Newsflash: We still have awhile before the Oscars. It's like a month away. But we can prepare anyway by revisiting the greatest hits of our leading nominees in the acting categories. Put on your angriest Annette Bening face and join us for this trip into prestige pictures currently streaming on Netflix.
“The Kids are All Right” (Julianne Moore)
Julianne Moore didn't pick up a nomination, but costars Annette Bening and Mark Ruffalo did in this family drama (with funny moments) about a lesbian couple attempting to embrace the new-found presence of their kids' sperm donor. “The Kids are All Right” feels like a lost James L. Brooks gem set in 2010, and every performance has endearing and (intentionally) maddening moments. Julianne might play the most conflicted character at all, and she wears that indecision and personal guilt well.
“My Week With Marilyn” (Eddie Redmayne)
Is this a great movie? No. In fact, “My Week With Marilyn” is memorable because it's about a chapter in Marilyn Monroe's life that almost certainly meant nothing to her. On the set of “The Prince and the Showgirl,” Monroe feuded with Laurence Olivier (Kenneth Branagh) and cheated on Arthur Miller with a young filmmaker who worked on the set of the movie (Eddie Redmayne). Michelle Williams is just right as the likable but difficult Marilyn, and my girl Julia Ormond plays a very convincing Vivien Leigh.
“The Cider House Rules” (J.K. Simmons)
Um, did you know J.K. Simmons was in “The Cider House Rules”? I sure didn't.
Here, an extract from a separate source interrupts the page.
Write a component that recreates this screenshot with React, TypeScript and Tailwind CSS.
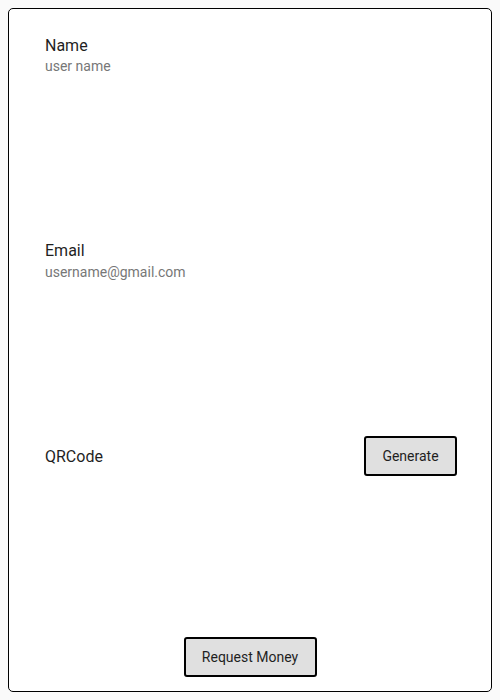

Check out this John Irving adaptation if you want to see an Oscar-winning Michael Caine address his “princes of Maine” at the most adorable orphanage ever. Tobey Maguire is technically the star, but your eyes will pop when you lay eyes on young Charlize Theron and a post-“Clueless” Paul Rudd.
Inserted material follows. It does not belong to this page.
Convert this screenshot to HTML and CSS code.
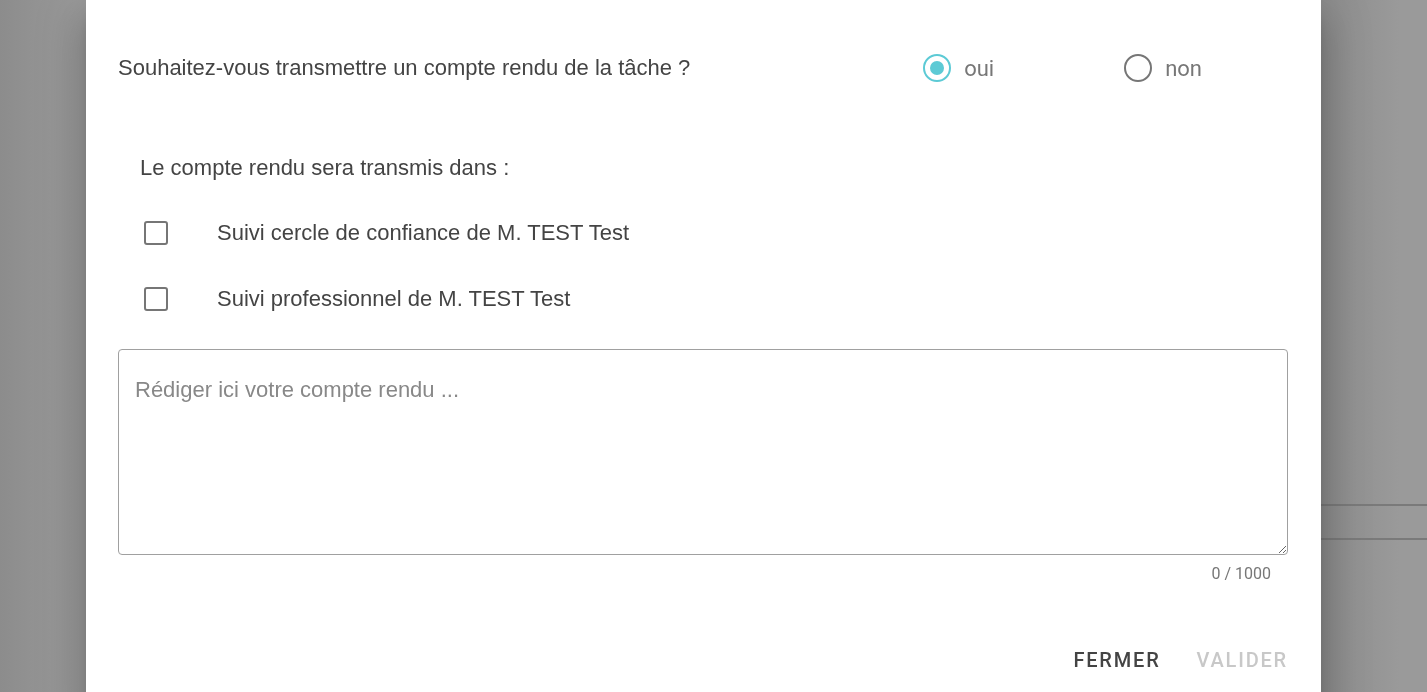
FILE: index.html
```html
<!DOCTYPE html>
<html lang="fr">
<head>
  <meta charset="UTF-8" />
  <meta name="viewport" content="width=device-width, initial-scale=1.0"/>
  <title>Compte rendu de la tâche</title>
  <link rel="stylesheet" href="styles.css">
</head>
<body>
  <div class="backdrop">
    <div class="page-lines">
      <div class="page-line"></div>
      <div class="page-line"></div>
    </div>
  </div>

  <div class="dialog">
    <div class="question-row">
      <p class="question">Souhaitez-vous transmettre un compte rendu de la tâche ?</p>
      <div class="radio-group">
        <label class="radio-option">
          <span class="radio checked"><span class="radio-dot"></span></span>
          <span class="radio-label">oui</span>
        </label>
        <label class="radio-option">
          <span class="radio"></span>
          <span class="radio-label">non</span>
        </label>
      </div>
    </div>

    <p class="subtitle">Le compte rendu sera transmis dans :</p>

    <div class="check-list">
      <label class="check-row">
        <span class="checkbox"></span>
        <span class="check-label">Suivi cercle de confiance de M. TEST Test</span>
      </label>
      <label class="check-row">
        <span class="checkbox"></span>
        <span class="check-label">Suivi professionnel de M. TEST Test</span>
      </label>
    </div>

    <div class="report">
      <textarea class="report-text" placeholder="Rédiger ici votre compte rendu ..."></textarea>
      <div class="counter">0 / 1000</div>
    </div>

    <div class="actions">
      <button class="btn">FERMER</button>
      <button class="btn disabled">VALIDER</button>
    </div>
  </div>
</body>
</html>
```

FILE: styles.css
```css
body {
  margin: 0;
  height: 692px;
  overflow: hidden;
  background: #9a9a9a;
  font-family: "Liberation Sans", Arial, sans-serif;
}

.backdrop {
  position: fixed;
  inset: 0;
  background: linear-gradient(to right, #8c8c8c 0, #9a9a9a 80px, #9a9a9a 1240px, #8c8c8c 1321px, #9a9a9a 1400px);
}

.page-lines {
  margin-left: 1321px;
  padding-top: 504px;
}

.page-line {
  height: 2px;
  background: #7a7a7a;
  margin-bottom: 32px;
}

.dialog {
  position: relative;
  margin-left: 86px;
  width: 1235px;
  height: 720px;
  box-sizing: border-box;
  background: #fff;
  padding: 42px 33px 0 32px;
  box-shadow: 0 11px 15px -7px rgba(0,0,0,0.2), 0 24px 38px 3px rgba(0,0,0,0.14), 0 9px 46px 8px rgba(0,0,0,0.12);
}

p {
  margin: 0;
}

.question-row {
  display: flex;
  align-items: center;
  height: 52px;
}

.question {
  flex: 1;
  font-size: 22px;
  color: #444;
}

.radio-group {
  display: flex;
  margin-right: 86px;
}

.radio-option {
  display: flex;
  align-items: center;
  gap: 13px;
  width: 201px;
}

.radio-option:last-child {
  width: auto;
}

.radio {
  width: 28px;
  height: 28px;
  box-sizing: border-box;
  border: 2.5px solid #767676;
  border-radius: 50%;
  display: flex;
  align-items: center;
  justify-content: center;
}

.radio.checked {
  border-color: #5ccad5;
}

.radio-dot {
  width: 14px;
  height: 14px;
  border-radius: 50%;
  background: #5ccad5;
}

.radio-label {
  font-family: Roboto, sans-serif;
  font-size: 22px;
  color: #777;
}

.subtitle {
  margin: 59px 0 0 22px;
  font-size: 22px;
  color: #444;
  line-height: 30px;
}

.check-list {
  margin-top: 38px;
  display: flex;
  flex-direction: column;
  gap: 42px;
}

.check-row {
  display: flex;
  align-items: center;
  height: 24px;
  padding-left: 26px;
}

.checkbox {
  width: 24px;
  height: 24px;
  box-sizing: border-box;
  border: 2.5px solid #767676;
  border-radius: 3px;
}

.check-label {
  margin-left: 49px;
  font-size: 22px;
  color: #444;
}

.report {
  margin-top: 38px;
}

.report-text {
  display: block;
  width: 100%;
  height: 206px;
  box-sizing: border-box;
  border: 1.5px solid #a0a0a0;
  border-radius: 4px;
  padding: 27px 16px;
  font-family: "Liberation Sans", Arial, sans-serif;
  font-size: 22px;
  color: #333;
  resize: vertical;
}

.report-text::placeholder {
  color: #888;
}

.counter {
  text-align: right;
  padding-right: 17px;
  margin-top: 9px;
  font-family: Roboto, sans-serif;
  font-size: 16px;
  color: #777;
}

.actions {
  display: flex;
  justify-content: flex-end;
  gap: 36px;
  margin-top: 65px;
}

.btn {
  background: none;
  border: none;
  padding: 0;
  font-family: Roboto, sans-serif;
  font-size: 20px;
  font-weight: 500;
  letter-spacing: 1.8px;
  color: #444;
  cursor: pointer;
}

.btn.disabled {
  color: #c8c8c8;
  cursor: default;
}
```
“Ethan Frome” (Patricia Arquette)
There was a time when we gave adaptations of Edith Wharton novellas to Patricia Arquette and Liam Neeson. It was a magical land called 1993, which is basically indescribable to citizens of today. You say words like “Liz Phair” at teenagers and they just shrug and go back to sexting their parole officers. Even weirder about this movie: It costars Katharine Houghton, the niece of Katharine Hepburn who costarred in “Guess Who's Coming to Dinner?” Please remember to also enjoy sexy young Tate Donovan.
“Batman Returns” (Michael Keaton)
Blah, blah, blah, Michael Keaton, Michael Keaton, Michael Keaton. Let's talk about how delicious Michelle Pfeiffer is here as she claws through every scene with that saucy, lickety-split delivery that would scare the hell out of Halle Berry and Anne Hathaway. Julie Newmar agrees that her performance as Catwoman is definitive, so let's not even begin to argue this.
“The Immigrant” (Marion Cotillard)
I'm liking Marion Cotillard's dark horse chances in this Oscar race, so why not revisit her other excellent performance of the year in “The Immigrant”? Watch and revel as she tangles with a meeeean Joaquin Phoenix and suffers through a bunch of unthinkable indignities.